### INSTRUCTIONS FOR THE TASK
Return all of the data exactly, with nothing left out but the pictures.

— START —

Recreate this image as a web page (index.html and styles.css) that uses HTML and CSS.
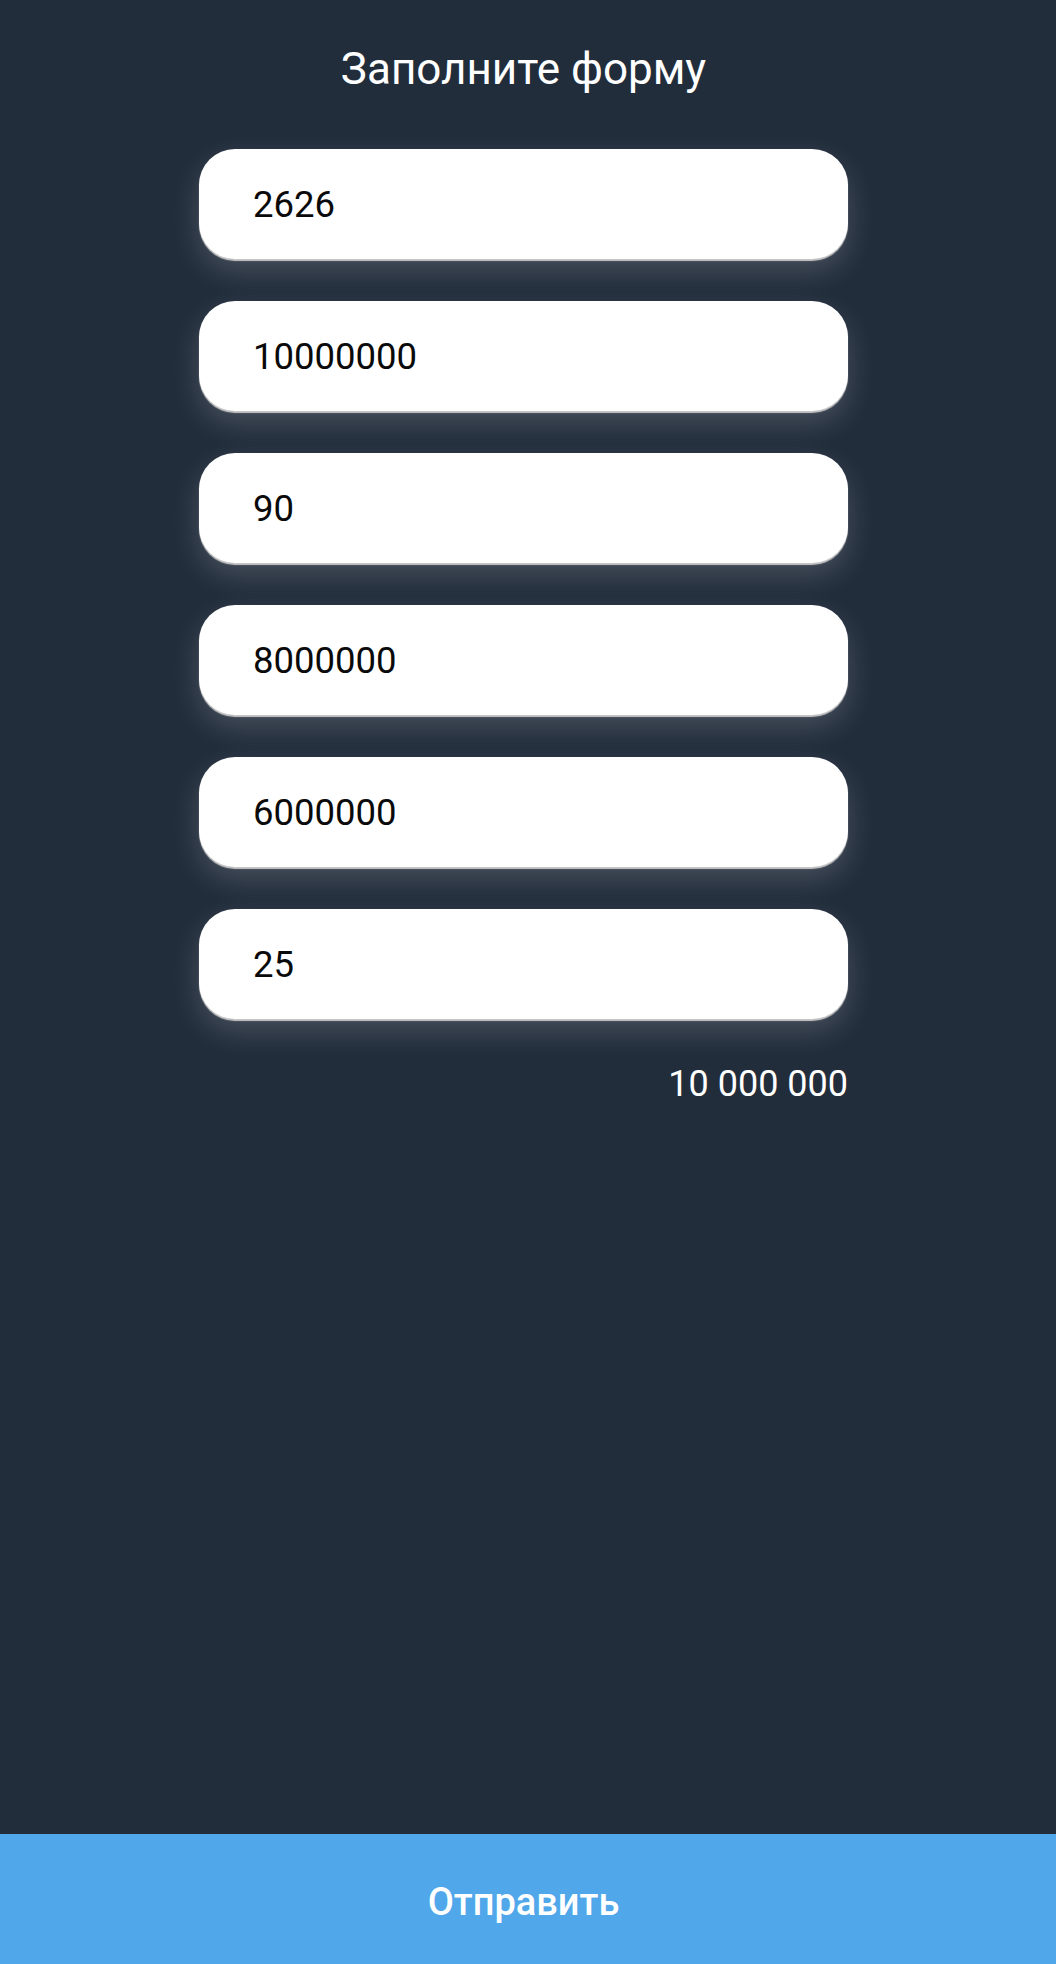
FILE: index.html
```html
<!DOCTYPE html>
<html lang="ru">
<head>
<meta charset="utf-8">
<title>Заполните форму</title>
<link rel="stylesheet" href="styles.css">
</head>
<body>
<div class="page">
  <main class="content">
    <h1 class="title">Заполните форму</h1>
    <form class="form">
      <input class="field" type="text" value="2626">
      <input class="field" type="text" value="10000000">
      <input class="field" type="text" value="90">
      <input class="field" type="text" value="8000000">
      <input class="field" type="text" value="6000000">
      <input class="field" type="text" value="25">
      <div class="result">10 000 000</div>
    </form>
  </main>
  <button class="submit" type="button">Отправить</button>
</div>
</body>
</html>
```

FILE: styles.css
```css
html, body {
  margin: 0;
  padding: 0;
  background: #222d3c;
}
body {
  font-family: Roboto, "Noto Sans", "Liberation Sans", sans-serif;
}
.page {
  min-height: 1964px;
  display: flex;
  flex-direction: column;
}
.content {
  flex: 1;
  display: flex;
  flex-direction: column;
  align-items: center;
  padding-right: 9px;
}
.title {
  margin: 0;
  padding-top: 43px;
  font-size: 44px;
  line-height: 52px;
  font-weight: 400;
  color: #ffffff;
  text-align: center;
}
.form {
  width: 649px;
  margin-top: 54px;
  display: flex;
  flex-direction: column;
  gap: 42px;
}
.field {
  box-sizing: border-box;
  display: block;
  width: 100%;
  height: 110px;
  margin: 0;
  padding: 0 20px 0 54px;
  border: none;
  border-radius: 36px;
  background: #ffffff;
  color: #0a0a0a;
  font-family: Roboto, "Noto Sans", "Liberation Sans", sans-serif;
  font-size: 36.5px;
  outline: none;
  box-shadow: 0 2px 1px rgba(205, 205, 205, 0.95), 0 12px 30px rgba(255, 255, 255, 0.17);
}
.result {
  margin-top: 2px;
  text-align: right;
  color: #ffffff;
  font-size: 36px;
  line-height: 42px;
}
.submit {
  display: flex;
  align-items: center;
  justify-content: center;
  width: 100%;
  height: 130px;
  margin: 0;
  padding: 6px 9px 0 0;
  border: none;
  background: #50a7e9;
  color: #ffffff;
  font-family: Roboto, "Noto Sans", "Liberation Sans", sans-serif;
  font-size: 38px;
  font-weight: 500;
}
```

— END —

### REPLY
Recreate this image as a web page (index.html and styles.css) that uses HTML and CSS.
FILE: index.html
```html
<!DOCTYPE html>
<html lang="ru">
<head>
<meta charset="utf-8">
<title>Заполните форму</title>
<link rel="stylesheet" href="styles.css">
</head>
<body>
<div class="page">
  <main class="content">
    <h1 class="title">Заполните форму</h1>
    <form class="form">
      <input class="field" type="text" value="2626">
      <input class="field" type="text" value="10000000">
      <input class="field" type="text" value="90">
      <input class="field" type="text" value="8000000">
      <input class="field" type="text" value="6000000">
      <input class="field" type="text" value="25">
      <div class="result">10 000 000</div>
    </form>
  </main>
  <button class="submit" type="button">Отправить</button>
</div>
</body>
</html>
```

FILE: styles.css
```css
html, body {
  margin: 0;
  padding: 0;
  background: #222d3c;
}
body {
  font-family: Roboto, "Noto Sans", "Liberation Sans", sans-serif;
}
.page {
  min-height: 1964px;
  display: flex;
  flex-direction: column;
}
.content {
  flex: 1;
  display: flex;
  flex-direction: column;
  align-items: center;
  padding-right: 9px;
}
.title {
  margin: 0;
  padding-top: 43px;
  font-size: 44px;
  line-height: 52px;
  font-weight: 400;
  color: #ffffff;
  text-align: center;
}
.form {
  width: 649px;
  margin-top: 54px;
  display: flex;
  flex-direction: column;
  gap: 42px;
}
.field {
  box-sizing: border-box;
  display: block;
  width: 100%;
  height: 110px;
  margin: 0;
  padding: 0 20px 0 54px;
  border: none;
  border-radius: 36px;
  background: #ffffff;
  color: #0a0a0a;
  font-family: Roboto, "Noto Sans", "Liberation Sans", sans-serif;
  font-size: 36.5px;
  outline: none;
  box-shadow: 0 2px 1px rgba(205, 205, 205, 0.95), 0 12px 30px rgba(255, 255, 255, 0.17);
}
.result {
  margin-top: 2px;
  text-align: right;
  color: #ffffff;
  font-size: 36px;
  line-height: 42px;
}
.submit {
  display: flex;
  align-items: center;
  justify-content: center;
  width: 100%;
  height: 130px;
  margin: 0;
  padding: 6px 9px 0 0;
  border: none;
  background: #50a7e9;
  color: #ffffff;
  font-family: Roboto, "Noto Sans", "Liberation Sans", sans-serif;
  font-size: 38px;
  font-weight: 500;
}
```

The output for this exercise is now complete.